If you take an overhead view of C3.ai, you can understand why AI investors like this stock. The company develops and sells software applications powered by AI. It also places considerable emphasis on generative AI applications.

Through this technology, it has attracted a diverse client base that includes companies as varied as Microsoft, RTX, and Baker Hughes as it tackles various business-related challenges through AI.

However, C3.ai's revenue base appears to be excessively dependent on specific companies. It currently generates around one-third of its revenue from Baker Hughes. That agreement ends in fiscal 2025, and since it is unknown whether Baker Hughes will renew the deal, C3.ai faces significant uncertainty.

Furthermore, the company's propensity to change its name calls its mission into question. Its original name at its founding in 2009 was C3 LLC. It became C3 Energy in 2013, and in 2016, when the Internet of Things (IoT) gained more attention, it changed its name to C3 IoT. Three years later, it rebranded under its present name, C3.ai, before launching its initial public offering (IPO) the following year. Given such changes, one might question how committed the company is to the technology.

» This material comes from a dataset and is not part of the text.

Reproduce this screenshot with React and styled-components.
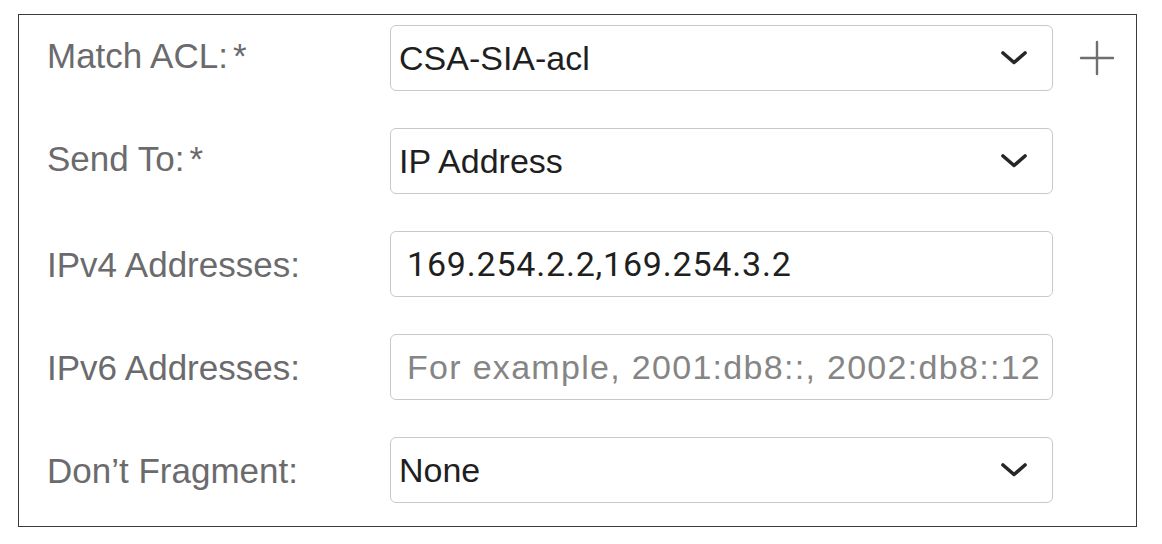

How C3.ai fares financially

Also, given the state of its financials, one might wonder whether it has a realistic path to profitability. In the first two quarters of fiscal 2024 (ended Oct. 31), revenue came in at $146 million, a yearly increase of about 14%.

Unfortunately, a near doubling of subscription costs more than wiped out the benefits of the higher revenue. Thanks to higher interest income, the net loss in the first half of 2024 fell to $134 million, a modest improvement from the $141 million lost during the same time frame in fiscal 2023.

Admittedly, its $762 million should keep the company in business for the foreseeable future, possibly without more debt or further stock dilution. Nonetheless, given the marginal improvement in net losses, one has to wonder if C3.ai can grow enough to become profitable.

Also, its stock has struggled in the second half of 2023. Although it rose by around 160% over the last year, that includes a decline of nearly 30% in the previous six months. And its price-to-sales (P/S) ratio of more than 11 makes it a relatively expensive stock. Such a valuation could limit the upside without a dramatic improvement in its business.

Avoid C3.ai stock

Despite C3.ai showing outward appearances of a promising AI company, a deeper look at the company indicates some troubling problems that should make investors think twice about buying in. Aside from its frequent name changes, the company seems incapable of generating the growth it needs to remain profitable. Moreover, the recent stock price behavior and valuation indicate the stock may have peaked.

AI is likely going to generate considerable returns for investors over time. Nonetheless, investors may want to ignore C3.ai in favor of profitable companies that have consistently focused on artificial intelligence.